Listening Without Agenda: Arkan Lushwala on the Art of True Guidance
This reflection was sparked by a recent Resilience & Possibility in These Times conversation with Arkan Lushwala—Andean ceremonial leader, healer, author, and longtime spiritual guide to Pachamama Alliance.
As Pachamama Alliance deepens its inquiry into what it means to truly listen for guidance amidst widespread ecological, economic, and cultural upheaval, Arkan offered more than encouragement—he offered discernment. He returned again and again to what makes guidance trustworthy, and what can quietly distort it.
The Trouble with Noble Agendas
Arkan didn’t warn us about weak convictions, he warns us about the strong ones. The noble ones. The ones we chant at marches and sharpen at strategy meetings, the ones we’re convinced are aligned with life.
“Sometimes very well-intentioned people…When they share what they say they have listened to, to me it’s clear that they were not listening to anyone else but themselves.”
In our longing to help, to be good, we distort the signal without knowing it. Especially when urgency is high and outcomes feel fragile, Arkan was clear:
“We could end up listening to that which we want to listen to. That’s what I’m calling making it up.”
Arkan warns that what slips in, usually unnoticed, are our personal needs, ambitions and unconscious belief that we already know what Earth or Spirit has to say. Even our most passionate convictions can become a kind of noise.
“I am the one who is going to find the solution—that may be the worst personal agenda possible.”
Arkan invites us into a different kind of strength. One rooted in humility, not certainty, that opens the door to deeper understanding by setting aside the impulse to lead with our conclusions.
Letting Go Makes Us Stronger
Letting go of our personal agendas doesn’t mean abandoning discernment; listening purifies it. A clear-eyed analysis of power and harm is profoundly important when so much suffering persists. Arkan calls us into a form of discernment that is clear-eyed and permeable at the same time:
“If we put our personal agenda upfront… what we can listen to is too narrow… too charged with our own needs or preconceptions.”
Because even noble convictions can carry ego. Arkan suggests we expect this to be so. In fact, he says we can expect for our egos to interfere.
“That’s a very difficult one… it’s going to sneak in, it’s going to drive you… maybe be a selfish motivation disguised as the motivation to help the Earth.”
So for people seeking guidance, he’s naming a critical practice: to become more honest, more aware and more available to something beyond our own hopes and fears.
“The listening happens when we do not bring our personal agenda into the space. Then what we receive is for us—for the wellbeing of all life.”
This space, anchored in humility, is where real guidance becomes possible. And in that space, we begin to sense what can only be heard together.
Wisdom Comes in Pieces, Not Packages
Because true guidance, he said, rarely comes to just one person.

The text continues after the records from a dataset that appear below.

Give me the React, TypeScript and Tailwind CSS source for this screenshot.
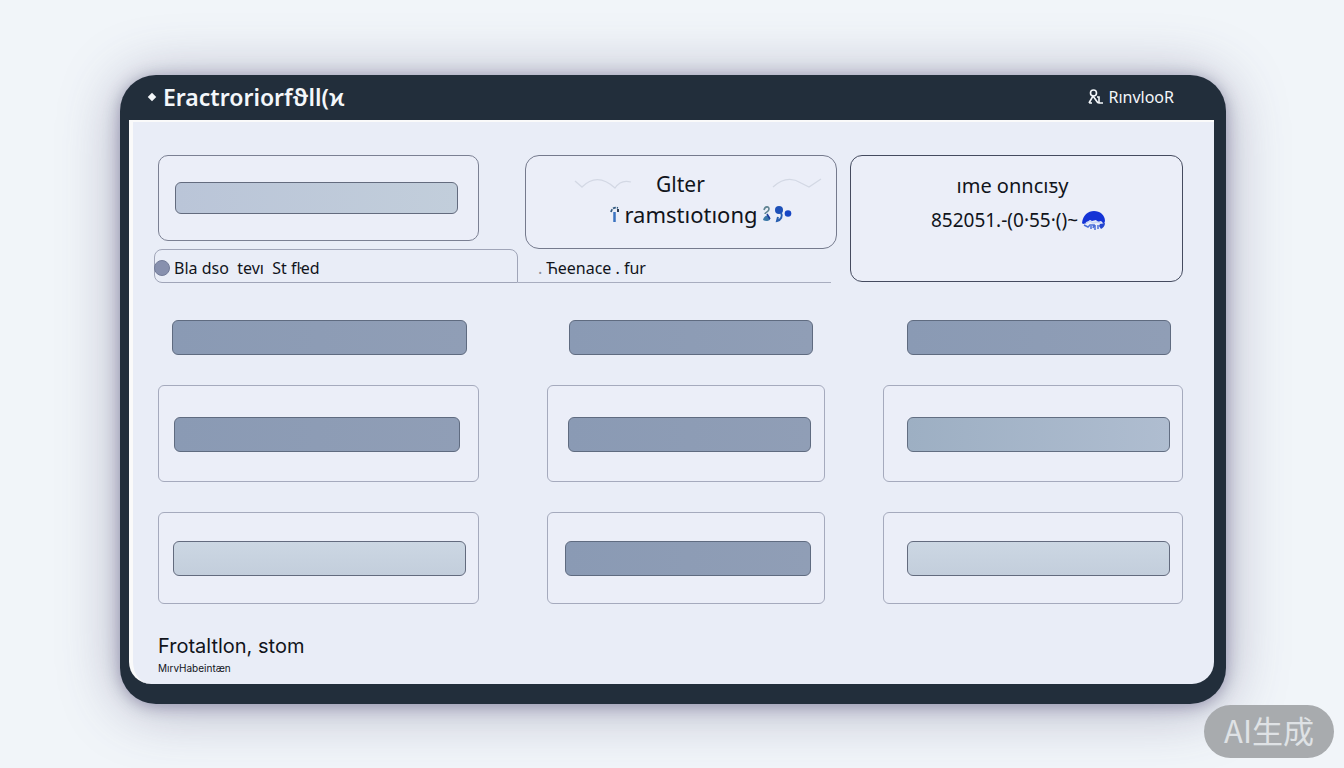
import React from "react";
import clsx from "clsx";

type Tone = "dark" | "mid" | "light" | "steel";

const tones: Record<Tone, string> = {
  dark: "border-[#5f6b80] bg-linear-to-r from-[#8a9ab4] to-[#909eb6]",
  mid: "border-[#626e82] bg-linear-to-r from-[#9dafc3] to-[#afbdd0]",
  light: "border-[#636b7e] bg-linear-to-b from-[#ccd7e3] to-[#c3cedc]",
  steel: "border-[#636b7e] bg-linear-to-r from-[#bac5d8] to-[#c2cedb]",
};

function Bar({ tone, className }: { tone: Tone; className?: string }) {
  return <div className={clsx("rounded-md border", tones[tone], className ?? "h-[35px]")} />;
}

function Panel({ className, children }: { className: string; children: React.ReactNode }) {
  return (
    <div className={clsx("flex flex-col justify-center rounded-md border border-[#a5aabd] bg-[#ebeef8]", className)}>
      {children}
    </div>
  );
}

function Wave() {
  return (
    <svg width="58" height="14" viewBox="0 0 58 14" fill="none" stroke="#d3d8e4" strokeWidth="1.3" aria-hidden="true">
      <path d="M1 4l7 6C18 0 29 0 41 11c4-6 9-8 16-6M36 7l5 4" />
    </svg>
  );
}

function WaveFlat() {
  return (
    <svg width="50" height="12" viewBox="0 0 50 12" fill="none" stroke="#d3d8e4" strokeWidth="1.3" aria-hidden="true">
      <path d="M1 9C12-1 21 0 29 5l8 4 12-8" />
    </svg>
  );
}

function Person() {
  return (
    <svg width="16" height="16" viewBox="0 0 16 16" fill="none" stroke="#f4f7fa" strokeWidth="1.6" aria-hidden="true">
      <circle cx="5.5" cy="4" r="3" />
      <path d="M1 14l4-7 5 7M9 8h2v6h4M1 14h3" />
    </svg>
  );
}

function Spark() {
  return (
    <svg width="10" height="17" viewBox="0 0 10 17" fill="none" aria-hidden="true">
      <path d="M1 6c1-4 4-5 7-4" stroke="#31597f" strokeWidth="1.8" strokeDasharray="3 1" />
      <path d="M4.500 6v10" stroke="#3a72c0" strokeWidth="2.500" />
      <path d="M8 3v3" stroke="#2a3c52" strokeWidth="2" />
    </svg>
  );
}

function Dots() {
  return (
    <svg width="30" height="18" viewBox="0 0 30 18" fill="none" aria-hidden="true">
      <path d="M2 5c1-4 5-4 5-1s-4 3-4 5" stroke="#5f8392" strokeWidth="1.6" />
      <path d="M1 15c1-5 6-6 7-2 1 3-4 4-7 2z" fill="#3c78a8" />
      <path d="M5 9l3 5" stroke="#1d3d9b" strokeWidth="1.5" />
      <circle cx="17" cy="5" r="4" fill="#1d50b8" />
      <circle cx="26" cy="8.500" r="3.300" fill="#1746c4" />
      <path d="M19 8c2 3 0 7-4 8l1-4" stroke="#285fb0" strokeWidth="2" />
    </svg>
  );
}

function Globe() {
  return (
    <svg width="24" height="20" viewBox="0 0 24 20" aria-hidden="true">
      <path d="M0 12C1 4 6 0 12 0s11 4 11 10l-1 3-3-3-3 1-2-2-4 1-2-1-3 3-4 1z" fill="#1433d6" />
      <path d="M4 12l4-2 3 2 4-1 4 1" stroke="#c9d6f6" strokeWidth="1.500" fill="none" />
      <path d="M18 13l5-1c0 3-2 5-4 6l-2-3z" fill="#2446cf" />
      <path d="M2 14l4 2 2-2h4l-1 3M9 15v3M13 14v5M16 14v4" stroke="#4a6ed8" strokeWidth="1.500" fill="none" />
    </svg>
  );
}

export default function App() {
  return (
    <div className="relative min-h-screen bg-[#f1f5f9] pt-[75px] pr-[118px] pb-16 pl-[120px] font-['Noto_Sans','Noto_Sans_CJK_SC',sans-serif] text-[#11141b]">
      <div className="rounded-[36px] bg-[#222e3b] pr-3 pb-5 pl-[9px] shadow-[0_2px_16px_rgba(62,58,100,0.4),0_4px_60px_rgba(70,66,110,0.4)]">
        <header className="flex h-[45px] items-center justify-between pr-10 pb-0.5 pl-5 text-[#f4f7fa]">
          <h1 className="flex items-center gap-2 text-[23px] leading-7 font-semibold">
            <span className="size-1.5 rotate-45 bg-[#f4f7fa]" />
            Eractroriorfϑll(ϰ
          </h1>
          <a href="#" className="flex items-center gap-1 text-base leading-6">
            <Person />
            RınvlooR
          </a>
        </header>

        <main className="rounded-b-[22px] border-t-2 border-l-4 border-[#fafafa] bg-[#e9edf7] pt-[33px] pr-[31px] pb-2.5 pl-[21px]">
          <section className="grid grid-cols-[minmax(0,683fr)_minmax(0,333fr)] gap-[13px]">
            <div>
              <div className="grid grid-cols-[minmax(0,321fr)_minmax(0,312fr)] items-start gap-[46px] pl-1">
                <div className="flex h-[86px] items-center rounded-[10px] border border-[#7b8093] bg-[#ebeef8] pr-5 pl-4">
                  <Bar tone="steel" className="h-8 w-full" />
                </div>
                <div className="flex h-[94px] flex-col items-center rounded-[14px] border border-[#757a8d] bg-[#ebeef8] pt-3">
                  <div className="flex w-full items-center justify-between pr-3.5 pl-12 text-[21px] leading-8">
                    <div className="flex items-center gap-6">
                      <Wave />
                      <span>Glter</span>
                    </div>
                    <WaveFlat />
                  </div>
                  <div className="flex items-center gap-1 pl-10 text-[22px] leading-7">
                    <Spark />
                    <span>ramstıotıong</span>
                    <Dots />
                  </div>
                </div>
              </div>
              <nav className="grid h-[33px] grid-cols-[minmax(0,364fr)_minmax(0,319fr)] text-base leading-7">
                <button className="flex items-center gap-1 rounded-t-lg rounded-bl-lg border border-[#a0a5b8] pt-1 text-left whitespace-pre">
                  <span className="-ml-px size-4 rounded-full border border-[#737c99] bg-[#8790ae]" />
                  Bla dso  tevı  St fŀed
                </button>
                <button className="mr-1.5 flex items-center gap-1 border-b border-[#a8adbf] pt-1 pl-5 text-left">
                  <span className="text-[#8b909c]">.</span>
                  Ћeenace . fur
                </button>
              </nav>
            </div>
            <div className="flex flex-col items-center rounded-[12px] border border-[#454b5f] bg-[#ebeef8] pt-3 text-xl leading-[35px]">
              <span className="pr-2">ıme onncıƽy</span>
              <span className="flex items-center gap-1 pl-1 text-[19px]">
                852051.-(0·55·()~
                <Globe />
              </span>
            </div>
          </section>

          <section className="mt-[38px] ml-1 grid grid-cols-[331fr_278fr_300fr] gap-x-[58px]">
            <div className="mr-2.5 pr-3 pl-3.5"><Bar tone="dark" /></div>
            <div className="pr-3 pl-[22px]"><Bar tone="dark" /></div>
            <div className="pr-3 pl-6"><Bar tone="dark" /></div>

            <Panel className="mt-[30px] mr-2.5 h-[97px] pt-px pr-[18px] pl-[15px]"><Bar tone="dark" /></Panel>
            <Panel className="mt-[30px] h-[97px] pt-px pr-[13px] pl-5"><Bar tone="dark" /></Panel>
            <Panel className="mt-[30px] h-[97px] pt-px pr-3 pl-[23px]"><Bar tone="mid" /></Panel>

            <Panel className="mt-[30px] mr-2.5 h-[92px] pr-3 pl-3.5"><Bar tone="light" /></Panel>
            <Panel className="mt-[30px] h-[92px] pr-[13px] pl-[17px]"><Bar tone="dark" /></Panel>
            <Panel className="mt-[30px] h-[92px] pr-3 pl-[23px]"><Bar tone="light" /></Panel>
          </section>

          <footer className="mt-[26px] ml-1 font-['Inter','Noto_Sans',sans-serif]">
            <p className="text-xl leading-8">Frotaltlon, stom</p>
            <p className="text-[10px] leading-3">MırvHabeintæn</p>
          </footer>
        </main>
      </div>

      <div className="absolute right-2.5 bottom-2.5 flex h-[53px] items-center rounded-full bg-[#a8abae] px-5 pb-1 font-['Noto_Sans_CJK_SC',sans-serif] text-[31px] leading-10 text-[#dfe2e5]">
        AI生成
      </div>
    </div>
  );
}
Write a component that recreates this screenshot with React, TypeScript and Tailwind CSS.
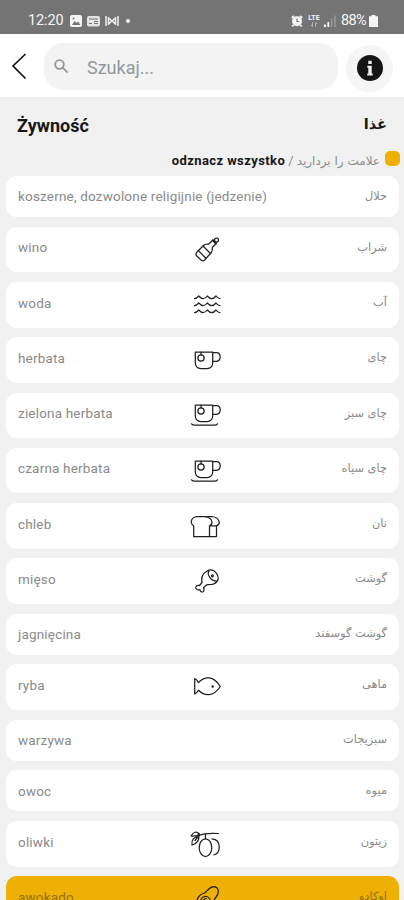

“Everybody will receive a piece of the instructions. And then we see the whole instruction appear when we are together.”
This is a pretty radical reframing of how we might lead, organize and respond to crisis. In a world trained to reward certainty, charisma, and singular answers, Arkan offers a humbling alternative: coherence through collective listening.
“I got it. That doesn't exist. We got it. When we put together what we all hear. . . what we all receive, then something begins to form in front of our eyes, in front of our heart.”
It is not about one person seeing the whole—it is about each of us becoming trustworthy receivers of what we alone could not access. When we release the grip of personal agenda, something larger can speak.
Listening That Serves Life
Arkan speaks of listening as a way of being in relationship. To listen well is to remember who we are in the web of life—and to allow that relationship to shape how we act.
“Listen to what you belong to—and it will guide you.”
This kind of listening opens us beyond personal insight or ideology. It calls us into alignment with something much older and more trustworthy than what’s unfolding in the headlines or the political headwinds. It’s about our place in the story of life.
“The universe supports life. And we are life… So of course, it’s going to support us. Always.”
What comes through that support is more than direction. It’s a kind of deep nourishment. Like the silence that follows a child being fed, restlessness quiets, and we are fed by life itself.
“We feel fully nourished in the presence of something sacred… silenced by the nourishment.”